>> start
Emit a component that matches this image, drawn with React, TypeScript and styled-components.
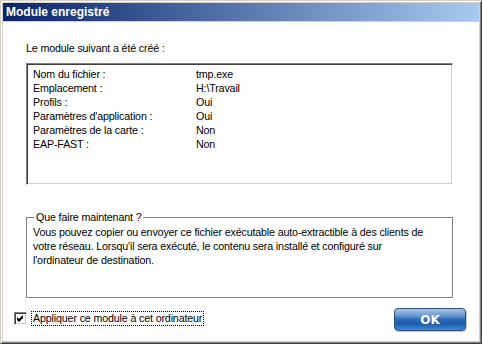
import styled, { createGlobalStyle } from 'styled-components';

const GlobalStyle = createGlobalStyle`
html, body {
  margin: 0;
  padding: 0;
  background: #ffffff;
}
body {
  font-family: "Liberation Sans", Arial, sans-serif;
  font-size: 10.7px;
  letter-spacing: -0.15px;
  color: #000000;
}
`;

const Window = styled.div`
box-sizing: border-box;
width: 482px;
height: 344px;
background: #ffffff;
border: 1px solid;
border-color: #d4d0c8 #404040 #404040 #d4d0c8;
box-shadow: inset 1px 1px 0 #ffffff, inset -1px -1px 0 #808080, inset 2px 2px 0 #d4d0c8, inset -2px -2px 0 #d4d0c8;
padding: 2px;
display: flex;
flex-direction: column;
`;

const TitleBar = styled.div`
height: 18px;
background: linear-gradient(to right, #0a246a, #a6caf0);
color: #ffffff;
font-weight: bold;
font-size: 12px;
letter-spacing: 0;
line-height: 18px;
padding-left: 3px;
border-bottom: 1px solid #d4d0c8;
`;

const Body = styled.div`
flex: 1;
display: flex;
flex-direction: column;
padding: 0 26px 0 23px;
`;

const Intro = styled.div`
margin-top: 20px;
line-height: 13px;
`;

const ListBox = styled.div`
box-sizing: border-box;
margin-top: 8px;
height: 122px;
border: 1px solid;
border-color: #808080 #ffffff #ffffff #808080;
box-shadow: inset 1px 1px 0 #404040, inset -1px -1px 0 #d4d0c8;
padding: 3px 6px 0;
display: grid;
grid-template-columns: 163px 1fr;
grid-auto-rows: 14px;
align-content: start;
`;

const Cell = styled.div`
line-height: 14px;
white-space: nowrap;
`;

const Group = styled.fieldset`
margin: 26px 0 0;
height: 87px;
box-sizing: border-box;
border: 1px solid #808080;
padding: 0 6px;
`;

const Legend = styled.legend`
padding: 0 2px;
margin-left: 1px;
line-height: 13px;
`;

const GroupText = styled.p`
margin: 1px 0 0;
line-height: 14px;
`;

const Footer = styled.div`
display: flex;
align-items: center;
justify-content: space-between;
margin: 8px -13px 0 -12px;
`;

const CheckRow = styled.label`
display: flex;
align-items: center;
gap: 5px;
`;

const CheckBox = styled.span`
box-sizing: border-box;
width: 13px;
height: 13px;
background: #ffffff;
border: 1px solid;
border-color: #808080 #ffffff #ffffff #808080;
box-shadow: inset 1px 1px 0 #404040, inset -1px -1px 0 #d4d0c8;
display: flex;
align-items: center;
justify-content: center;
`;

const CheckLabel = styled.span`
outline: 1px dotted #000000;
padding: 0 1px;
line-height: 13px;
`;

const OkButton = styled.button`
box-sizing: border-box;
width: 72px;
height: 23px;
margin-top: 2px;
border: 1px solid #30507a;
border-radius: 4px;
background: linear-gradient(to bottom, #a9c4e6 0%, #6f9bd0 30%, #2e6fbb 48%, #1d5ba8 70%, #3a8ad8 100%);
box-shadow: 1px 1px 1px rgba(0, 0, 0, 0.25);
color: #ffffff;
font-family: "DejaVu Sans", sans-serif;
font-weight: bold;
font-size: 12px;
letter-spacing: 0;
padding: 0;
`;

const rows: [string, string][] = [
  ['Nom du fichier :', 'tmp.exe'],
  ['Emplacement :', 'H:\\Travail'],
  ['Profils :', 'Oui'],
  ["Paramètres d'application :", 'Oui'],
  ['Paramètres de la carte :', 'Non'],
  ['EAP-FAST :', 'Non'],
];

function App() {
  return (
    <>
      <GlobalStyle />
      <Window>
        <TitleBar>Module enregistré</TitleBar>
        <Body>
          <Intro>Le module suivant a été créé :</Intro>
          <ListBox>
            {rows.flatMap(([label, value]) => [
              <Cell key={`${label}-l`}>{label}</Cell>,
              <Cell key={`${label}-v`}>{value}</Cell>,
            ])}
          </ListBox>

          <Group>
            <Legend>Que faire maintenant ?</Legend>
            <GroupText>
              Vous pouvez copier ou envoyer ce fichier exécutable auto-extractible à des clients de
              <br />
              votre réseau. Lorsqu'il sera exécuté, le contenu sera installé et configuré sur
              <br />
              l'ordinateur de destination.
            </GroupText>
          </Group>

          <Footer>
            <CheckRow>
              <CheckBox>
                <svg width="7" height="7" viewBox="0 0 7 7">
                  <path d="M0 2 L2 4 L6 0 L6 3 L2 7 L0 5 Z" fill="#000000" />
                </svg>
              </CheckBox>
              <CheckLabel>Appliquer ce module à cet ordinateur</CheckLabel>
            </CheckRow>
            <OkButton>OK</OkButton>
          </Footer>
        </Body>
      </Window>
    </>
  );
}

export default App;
>> end
§ **Exercise prompt**: State how many lines hold the word "components". The number is the whole answer.

§ **Problem solution**: 2